- [Your task] Images are not part of the copy; write out the rest of the data exactly as given.

- [Data lines]
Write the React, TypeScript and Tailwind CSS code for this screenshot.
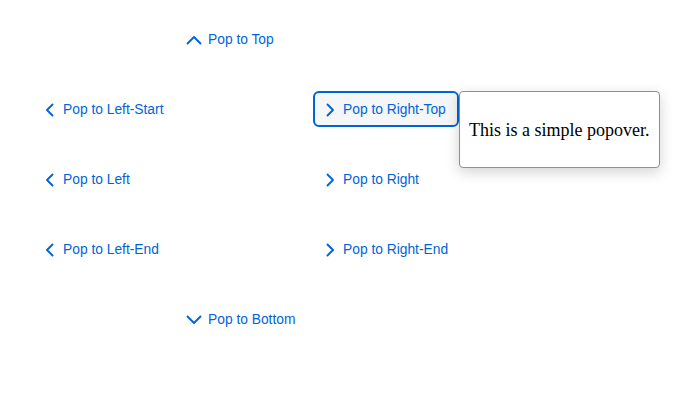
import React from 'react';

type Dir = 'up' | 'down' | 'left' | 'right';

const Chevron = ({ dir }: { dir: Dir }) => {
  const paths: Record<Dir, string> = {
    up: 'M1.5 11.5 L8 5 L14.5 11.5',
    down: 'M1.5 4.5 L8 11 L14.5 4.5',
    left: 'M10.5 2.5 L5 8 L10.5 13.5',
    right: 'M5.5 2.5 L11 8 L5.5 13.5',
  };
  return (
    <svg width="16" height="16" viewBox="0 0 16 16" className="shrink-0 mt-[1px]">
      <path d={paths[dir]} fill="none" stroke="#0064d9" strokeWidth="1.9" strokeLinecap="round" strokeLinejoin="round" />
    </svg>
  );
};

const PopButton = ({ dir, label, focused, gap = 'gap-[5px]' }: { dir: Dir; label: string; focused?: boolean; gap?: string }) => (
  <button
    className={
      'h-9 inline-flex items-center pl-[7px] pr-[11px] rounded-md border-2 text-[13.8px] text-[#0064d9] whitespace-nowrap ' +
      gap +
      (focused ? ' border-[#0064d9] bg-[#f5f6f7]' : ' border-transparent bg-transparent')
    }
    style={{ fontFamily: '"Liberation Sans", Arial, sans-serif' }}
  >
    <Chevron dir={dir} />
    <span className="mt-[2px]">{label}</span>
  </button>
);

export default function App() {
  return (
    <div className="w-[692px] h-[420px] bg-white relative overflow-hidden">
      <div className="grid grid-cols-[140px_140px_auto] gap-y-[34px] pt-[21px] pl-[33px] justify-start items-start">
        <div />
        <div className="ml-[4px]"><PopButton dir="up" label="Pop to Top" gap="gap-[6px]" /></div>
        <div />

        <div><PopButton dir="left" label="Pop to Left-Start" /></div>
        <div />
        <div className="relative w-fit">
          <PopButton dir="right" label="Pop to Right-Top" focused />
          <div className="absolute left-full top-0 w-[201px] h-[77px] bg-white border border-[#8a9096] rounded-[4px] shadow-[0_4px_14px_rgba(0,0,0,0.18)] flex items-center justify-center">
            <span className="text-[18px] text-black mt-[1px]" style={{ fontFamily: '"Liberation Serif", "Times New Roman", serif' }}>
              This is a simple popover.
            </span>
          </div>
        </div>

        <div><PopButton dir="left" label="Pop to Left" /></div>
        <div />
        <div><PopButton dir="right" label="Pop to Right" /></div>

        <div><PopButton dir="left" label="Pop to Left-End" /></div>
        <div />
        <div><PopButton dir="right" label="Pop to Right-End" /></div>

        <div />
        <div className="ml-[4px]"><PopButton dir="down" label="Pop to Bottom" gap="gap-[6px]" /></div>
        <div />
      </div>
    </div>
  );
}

- [Result of this exercise]
Write the React, TypeScript and Tailwind CSS code for this screenshot.
import React from 'react';

type Dir = 'up' | 'down' | 'left' | 'right';

const Chevron = ({ dir }: { dir: Dir }) => {
  const paths: Record<Dir, string> = {
    up: 'M1.5 11.5 L8 5 L14.5 11.5',
    down: 'M1.5 4.5 L8 11 L14.5 4.5',
    left: 'M10.5 2.5 L5 8 L10.5 13.5',
    right: 'M5.5 2.5 L11 8 L5.5 13.5',
  };
  return (
    <svg width="16" height="16" viewBox="0 0 16 16" className="shrink-0 mt-[1px]">
      <path d={paths[dir]} fill="none" stroke="#0064d9" strokeWidth="1.9" strokeLinecap="round" strokeLinejoin="round" />
    </svg>
  );
};

const PopButton = ({ dir, label, focused, gap = 'gap-[5px]' }: { dir: Dir; label: string; focused?: boolean; gap?: string }) => (
  <button
    className={
      'h-9 inline-flex items-center pl-[7px] pr-[11px] rounded-md border-2 text-[13.8px] text-[#0064d9] whitespace-nowrap ' +
      gap +
      (focused ? ' border-[#0064d9] bg-[#f5f6f7]' : ' border-transparent bg-transparent')
    }
    style={{ fontFamily: '"Liberation Sans", Arial, sans-serif' }}
  >
    <Chevron dir={dir} />
    <span className="mt-[2px]">{label}</span>
  </button>
);

export default function App() {
  return (
    <div className="w-[692px] h-[420px] bg-white relative overflow-hidden">
      <div className="grid grid-cols-[140px_140px_auto] gap-y-[34px] pt-[21px] pl-[33px] justify-start items-start">
        <div />
        <div className="ml-[4px]"><PopButton dir="up" label="Pop to Top" gap="gap-[6px]" /></div>
        <div />

        <div><PopButton dir="left" label="Pop to Left-Start" /></div>
        <div />
        <div className="relative w-fit">
          <PopButton dir="right" label="Pop to Right-Top" focused />
          <div className="absolute left-full top-0 w-[201px] h-[77px] bg-white border border-[#8a9096] rounded-[4px] shadow-[0_4px_14px_rgba(0,0,0,0.18)] flex items-center justify-center">
            <span className="text-[18px] text-black mt-[1px]" style={{ fontFamily: '"Liberation Serif", "Times New Roman", serif' }}>
              This is a simple popover.
            </span>
          </div>
        </div>

        <div><PopButton dir="left" label="Pop to Left" /></div>
        <div />
        <div><PopButton dir="right" label="Pop to Right" /></div>

        <div><PopButton dir="left" label="Pop to Left-End" /></div>
        <div />
        <div><PopButton dir="right" label="Pop to Right-End" /></div>

        <div />
        <div className="ml-[4px]"><PopButton dir="down" label="Pop to Bottom" gap="gap-[6px]" /></div>
        <div />
      </div>
    </div>
  );
}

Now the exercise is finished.